43 is notorious for not being able to handle the traffic. Abbott Laboratories is surrounded, at their main campus, by a nice, 3-lane wide stretch, but at the next intersection north, it bottlenecks down to two lanes again. I creeped and crawled forward, inchworming along, tempted to turn around against oncoming traffic, but knowing better. I opted, for some stupid reason I can't explain to this day, not to turn around when I had the chance. I assumed, more stupidly, that the authorities would have the problem cleared soon and I'd be happily on my way.

I sat there for another 45 minutes before going far enough ahead to see the problem: a stalled construction truck, partially blocking the right lane. The cop that was standing around picking his nose and ass, looking stupid and arrogant, was blocking the rest of it. So the two lanes were compressed to one at the height of rush hour.

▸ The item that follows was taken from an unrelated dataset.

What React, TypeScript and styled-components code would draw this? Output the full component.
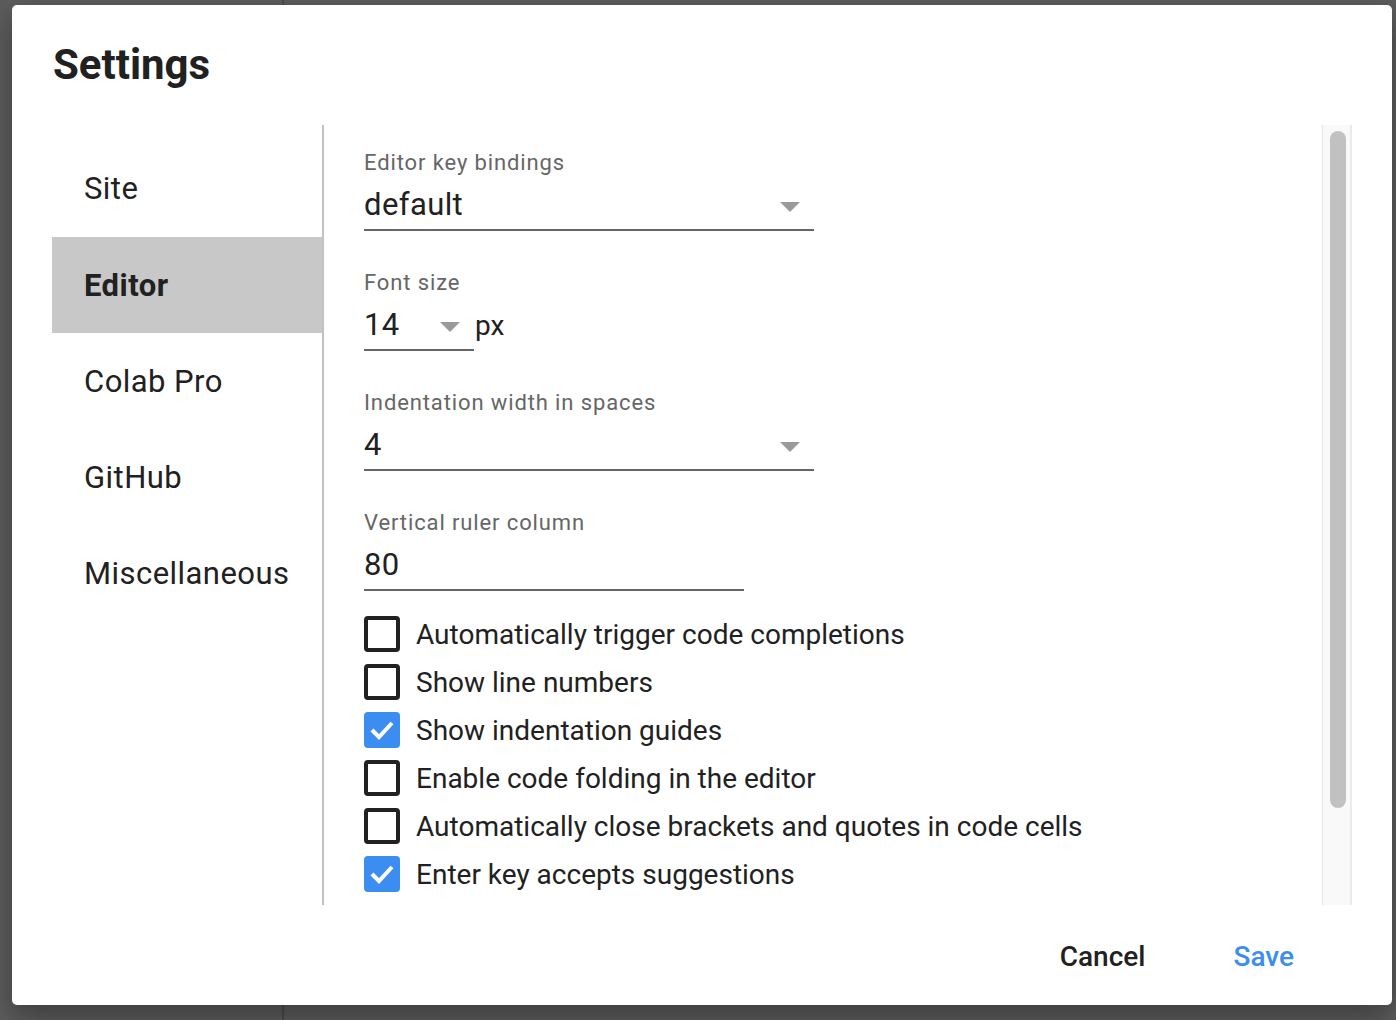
import * as React from 'react';
import styled, { createGlobalStyle } from 'styled-components';

const GlobalStyle = createGlobalStyle`
  html, body {
    margin: 0;
    padding: 0;
  }
  body {
    font-family: Roboto, "Liberation Sans", Arial, sans-serif;
    color: #212121;
    background: #5c5c5c;
  }
`;

interface ISelectField {
  label: string;
  value: string;
  width: number;
  suffix?: string;
}

const fields: ISelectField[] = [
  { label: 'Editor key bindings', value: 'default', width: 450 },
  { label: 'Font size', value: '14', width: 110, suffix: 'px' },
  { label: 'Indentation width in spaces', value: '4', width: 450 },
];

const options = [
  { label: 'Automatically trigger code completions', checked: false },
  { label: 'Show line numbers', checked: false },
  { label: 'Show indentation guides', checked: true },
  { label: 'Enable code folding in the editor', checked: false },
  { label: 'Automatically close brackets and quotes in code cells', checked: false },
  { label: 'Enter key accepts suggestions', checked: true },
];

const tabs = ['Site', 'Editor', 'Colab Pro', 'GitHub', 'Miscellaneous'];

function DropArrow() {
  return (
    <svg width="20" height="10" viewBox="0 0 20 10">
      <polygon points="0,0 20,0 10,10" fill="#9a9a9a" />
    </svg>
  );
}

function CheckMark() {
  return (
    <svg width="36" height="36" viewBox="0 0 36 36">
      <path d="M8 18 L15 25 L28 11" fill="none" stroke="#fff" strokeWidth="4" />
    </svg>
  );
}

export default function App() {
  return (
    <Page>
      <GlobalStyle />
      <SidePanelLine />
      <Dialog>
        <Title>Settings</Title>
        <Body>
          <Sidebar>
            {tabs.map((t) => (
              <Tab key={t} active={t === 'Editor'}>
                {t}
              </Tab>
            ))}
          </Sidebar>
          <Content>
            {fields.map((f) => (
              <Field key={f.label}>
                <Label>{f.label}</Label>
                <FieldRow>
                  <Select style={{ width: f.width }}>
                    <span>{f.value}</span>
                    <ArrowWrap>
                      <DropArrow />
                    </ArrowWrap>
                  </Select>
                  {f.suffix && <Suffix>{f.suffix}</Suffix>}
                </FieldRow>
              </Field>
            ))}
            <Field last>
              <Label>Vertical ruler column</Label>
              <Select style={{ width: 380 }}>
                <span>80</span>
              </Select>
            </Field>
            <CheckList>
              {options.map((o) => (
                <CheckRow key={o.label}>
                  <CheckBox checked={o.checked}>{o.checked && <CheckMark />}</CheckBox>
                  <CheckLabel>{o.label}</CheckLabel>
                </CheckRow>
              ))}
            </CheckList>
          </Content>
          <ScrollTrack>
            <ScrollThumb />
          </ScrollTrack>
        </Body>
        <Footer>
          <TextButton>Cancel</TextButton>
          <TextButton primary>Save</TextButton>
        </Footer>
      </Dialog>
    </Page>
  );
}

const Page = styled.div`
  position: relative;
  width: 1396px;
  height: 1020px;
  overflow: hidden;
  background: #5c5c5c;
`;

const SidePanelLine = styled.div`
  position: absolute;
  left: 282px;
  top: 0;
  width: 2px;
  height: 100%;
  background: #4a4a4a;
`;

const Dialog = styled.div`
  position: absolute;
  left: 12px;
  top: 5px;
  width: 1380px;
  height: 1000px;
  background: #fff;
  border-radius: 5px;
  box-shadow: 0 12px 30px rgba(0, 0, 0, 0.35);
  display: flex;
  flex-direction: column;
`;

const Title = styled.h1`
  margin: 0;
  padding: 35px 0 35px 41px;
  font-size: 42px;
  line-height: 50px;
  font-weight: 700;
  color: #212121;
`;

const Body = styled.div`
  display: flex;
  height: 780px;
  padding: 0 40px;
`;

const Sidebar = styled.nav`
  width: 270px;
  flex: none;
  padding-top: 15px;
  border-right: 2px solid #c2c2c2;
`;

const Tab = styled.div<{ active?: boolean }>`
  height: 96px;
  display: flex;
  align-items: center;
  padding-left: 32px;
  font-size: 31px;
  letter-spacing: 0.45px;
  font-weight: ${(p) => (p.active ? 700 : 400)};
  background: ${(p) => (p.active ? '#c8c8c8' : 'transparent')};
  color: #212121;

  &:nth-child(2) {
    margin-top: 1px;
  }
`;

const Content = styled.div`
  flex: 1;
  overflow: hidden;
  padding: 25px 0 0 40px;
`;

const ScrollTrack = styled.div`
  box-sizing: border-box;
  width: 30px;
  flex: none;
  padding: 6px 4px 0 7px;
  background: #f9f9f9;
  border-left: 1px solid #e6e6e6;
  border-right: 2px solid #ebebeb;
`;

const ScrollThumb = styled.div`
  height: 677px;
  border-radius: 8px;
  background: #c1c1c1;
`;

const Field = styled.div<{ last?: boolean }>`
  margin-bottom: ${(p) => (p.last ? '19px' : '39px')};
`;

const Label = styled.div`
  font-size: 22px;
  line-height: 26px;
  letter-spacing: 0.88px;
  color: #666;
`;

const FieldRow = styled.div`
  display: flex;
  align-items: baseline;
`;

const Select = styled.div`
  box-sizing: border-box;
  display: flex;
  justify-content: space-between;
  height: 55px;
  padding: 5px 14px 0 0;
  font-size: 31px;
  line-height: 48px;
  letter-spacing: 0.4px;
  color: #212121;
  border-bottom: 2px solid #666;
`;

const ArrowWrap = styled.span`
  display: flex;
  align-items: center;
  padding-top: 4px;
`;

const Suffix = styled.span`
  font-size: 28px;
  line-height: 48px;
  margin-left: 1px;
  color: #212121;
`;

const CheckList = styled.div`
  display: flex;
  flex-direction: column;
`;

const CheckRow = styled.label`
  display: flex;
  align-items: center;
  height: 48px;
`;

const CheckBox = styled.span<{ checked?: boolean }>`
  box-sizing: border-box;
  width: 36px;
  height: 36px;
  flex: none;
  border-radius: 4px;
  border: ${(p) => (p.checked ? 'none' : '4px solid #212121')};
  background: ${(p) => (p.checked ? '#3b8eef' : '#fff')};
  display: flex;
`;

const CheckLabel = styled.span`
  margin-left: 16px;
  font-size: 28px;
  color: #212121;
`;

const Footer = styled.div`
  flex: 1;
  display: flex;
  justify-content: flex-end;
  align-items: center;
  gap: 24px;
  padding: 4px 66px 0 0;
`;

const TextButton = styled.button<{ primary?: boolean }>`
  border: none;
  background: none;
  padding: 0 32px;
  font-family: Roboto, "Liberation Sans", Arial, sans-serif;
  font-size: 28px;
  font-weight: 500;
  line-height: 48px;
  color: ${(p) => (p.primary ? '#3b8eef' : '#212121')};
  cursor: pointer;
`;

It took me an hour and twenty minutes to make a drive that normally, in traffic, takes 40 or 45 minutes.

I was so wound up by the time I got home I was spitting venom, blood chemistry jacked through the roof, and wanting more than anything in life itself to hit something, hard. My poor, stout-hearted wife stood and listened to me bitch, only uttering sympathies, while I shook with frustration and pent fury.

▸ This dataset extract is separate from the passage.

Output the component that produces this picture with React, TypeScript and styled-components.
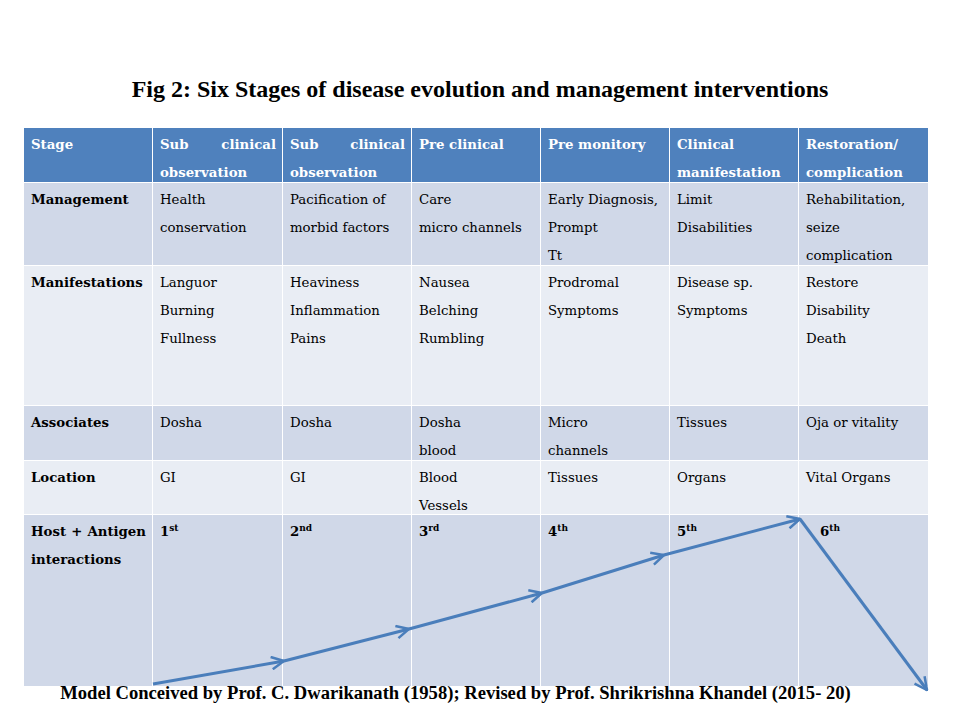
import React from 'react'
import styled, { createGlobalStyle } from 'styled-components'

const Global = createGlobalStyle`
  html, body {
    margin: 0;
    padding: 0;
    background: #fff;
  }
`

const Page = styled.div`
  position: relative;
  width: 960px;
  height: 720px;
  overflow: hidden;
  background: #fff;
`

const Title = styled.h1`
  margin: 0 0 25px 0;
  padding-top: 75px;
  text-align: center;
  font-family: 'Liberation Serif', serif;
  font-weight: bold;
  font-size: 24px;
  line-height: 28px;
  color: #000;
`

const Grid = styled.div`
  margin-left: 24px;
  width: 904px;
  display: grid;
  grid-template-columns: 128px 129px 128px 128px 128px 128px 129px;
  grid-template-rows: 54px 82px 139px 54px 53px 171px;
  gap: 1px;
  background: #fff;
`

const Cell = styled.div<{ $tone: 'head' | 'dark' | 'light'; $bold?: boolean; $indent?: number }>`
  background: ${p => (p.$tone === 'head' ? '#4f81bd' : p.$tone === 'dark' ? '#d0d8e8' : '#e9edf4')};
  color: ${p => (p.$tone === 'head' ? '#fff' : '#000')};
  font-family: 'DejaVu Serif', serif;
  font-size: 13.3px;
  line-height: 28px;
  font-weight: ${p => (p.$bold || p.$tone === 'head' ? 'bold' : 'normal')};
  padding: 3px 6px 0 ${p => 7 + (p.$indent ?? 0)}px;
  text-align: justify;
  overflow: hidden;
  box-sizing: border-box;

  sup {
    font-size: 9px;
    line-height: 0;
    vertical-align: 5px;
  }
`

const Footer = styled.p`
  margin: -4px 0 0 0;
  padding-right: 49px;
  text-align: center;
  font-family: 'Liberation Serif', serif;
  font-weight: bold;
  font-size: 18.6px;
  line-height: 22px;
  color: #000;
  white-space: nowrap;
`

const Overlay = styled.svg`
  position: absolute;
  left: 0;
  top: 0;
  pointer-events: none;
`

type Row = { tone: 'head' | 'dark' | 'light'; cells: React.ReactNode[] }

const rows: Row[] = [
  {
    tone: 'head',
    cells: [
      'Stage',
      'Sub clinical observation',
      'Sub clinical observation',
      'Pre clinical',
      'Pre monitory',
      <>Clinical<br />manifestation</>,
      <>Restoration/<br />complication</>,
    ],
  },
  {
    tone: 'dark',
    cells: [
      'Management',
      <>Health<br />conservation</>,
      <>Pacification of<br />morbid factors</>,
      <>Care<br />micro channels</>,
      <>Early Diagnosis,<br />Prompt<br />Tt</>,
      <>Limit<br />Disabilities</>,
      <>Rehabilitation,<br />seize<br />complication</>,
    ],
  },
  {
    tone: 'light',
    cells: [
      'Manifestations',
      <>Languor<br />Burning<br />Fullness</>,
      <>Heaviness<br />Inflammation<br />Pains</>,
      <>Nausea<br />Belching<br />Rumbling</>,
      <>Prodromal<br />Symptoms</>,
      <>Disease sp.<br />Symptoms</>,
      <>Restore<br />Disability<br />Death</>,
    ],
  },
  {
    tone: 'dark',
    cells: [
      'Associates',
      'Dosha',
      'Dosha',
      <>Dosha<br />blood</>,
      <>Micro<br />channels</>,
      'Tissues',
      'Oja or vitality',
    ],
  },
  {
    tone: 'light',
    cells: ['Location', 'GI', 'GI', <>Blood<br />Vessels</>, 'Tissues', 'Organs', 'Vital Organs'],
  },
  {
    tone: 'dark',
    cells: [
      'Host + Antigen interactions',
      <>1<sup>st</sup></>,
      <>2<sup>nd</sup></>,
      <>3<sup>rd</sup></>,
      <>4<sup>th</sup></>,
      <>5<sup>th</sup></>,
      <>6<sup>th</sup></>,
    ],
  },
]

const segments: [number, number, number, number][] = [
  [153, 684, 284, 661],
  [284, 661, 409, 629],
  [409, 629, 542, 593],
  [542, 593, 664, 555],
  [664, 555, 800, 519],
  [800, 519, 927, 690],
]

export default function App() {
  return (
    <Page>
      <Global />
      <Title>Fig 2: Six Stages of disease evolution and management interventions</Title>
      <Grid>
        {rows.map((row, ri) =>
          row.cells.map((c, ci) => (
            <Cell
              key={`${ri}-${ci}`}
              $tone={row.tone}
              $bold={ci === 0 || ri === 5}
              $indent={ri === 5 && ci === 6 ? 14 : 0}
            >
              {c}
            </Cell>
          ))
        )}
      </Grid>
      <Footer>
        Model Conceived by Prof. C. Dwarikanath (1958); Revised by Prof. Shrikrishna Khandel (2015- 20)
      </Footer>
      <Overlay width={960} height={720} viewBox="0 0 960 720">
        <defs>
          <marker
            id="head"
            viewBox="0 0 12 12"
            refX="11"
            refY="6"
            markerWidth="5"
            markerHeight="5"
            orient="auto"
            markerUnits="strokeWidth"
          >
            <path d="M1 1 L11 6 L1 11" fill="none" stroke="#4a7ebb" strokeWidth="2" />
          </marker>
        </defs>
        {segments.map(([x1, y1, x2, y2], i) => (
          <line
            key={i}
            x1={x1}
            y1={y1}
            x2={x2}
            y2={y2}
            stroke="#4a7ebb"
            strokeWidth={3}
            markerEnd="url(#head)"
          />
        ))}
      </Overlay>
    </Page>
  )
}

I tell myself I don't have road rage because I don't slam my car into anyone, I don't pull out a crow bar and bash anyone's vehicle or head, I don't whip out a 9mm weapon and send someone to their Maker. All I do is get wound up a bit and vent through my considerable mouth. I yell, scream, and occasionally, I bang things -- steering wheel, bed, couch -- whatever's handy. But I don't have road rage. The road enrages me, but I don't have road rage.

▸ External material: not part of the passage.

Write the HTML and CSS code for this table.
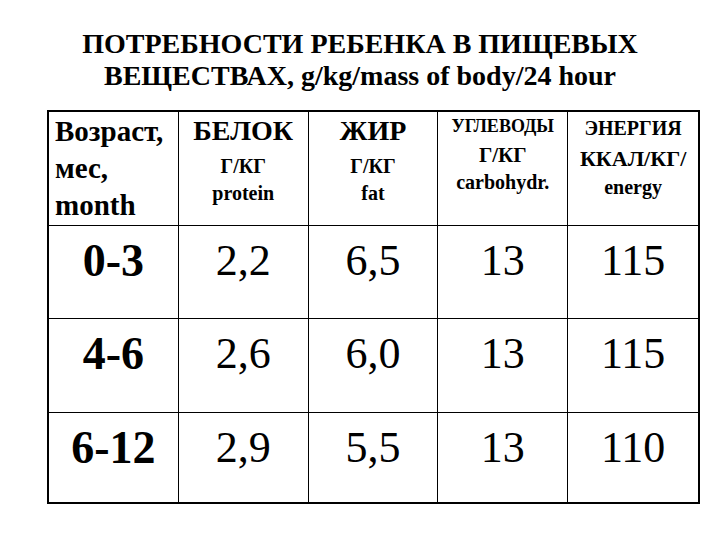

That's not really true. The road has nothing to do with it; it's the morons ON the road that piss me off.

I sucked on that cigarette, drinking the life out of it as a spider drains a fly. The filter flashed suddenly and burned the holy shit out of my lips and fingers where I held it. I cursed loudly through clenched teeth and ran the hot fiberglass under cold water, then dropped it into the dirty, ash-crusted salad dressing jar serving as a butt-kit.

Bad day. Bad couple of days if you count the cold, hay-fever, whatever the hell it is.

I stood up to leave the bathroom, dropping the toilet lid down. Toilet does double-duty. We smoke in the bathroom to keep the smoke out of the kids' faces. That makes for cruddy, yellow walls and no place to sit in an apartment-sized bathroom, so the toilet is a place to drop your ass no matter the reason you're there. Problem is, the lid is convex, so you can't put a caboose as big as mine on it or it'll crack. So we sit there on the pot whether we're using it or not. I was staring at the water just before the lid closed and I swear to God the toilet winked it's hole-eye at me.

Bad day. Real bad.

So I lifted that lid and sat back down, leaning against the vanity just to my left the way a sack of sawdust propped against the dusty planks of a barn leans -- heavy, dead weight. I ripped another victim from the pack of Ultra-Lights and sparked it, dragging hard and tired on that S.O.B. like it was the last one on earth.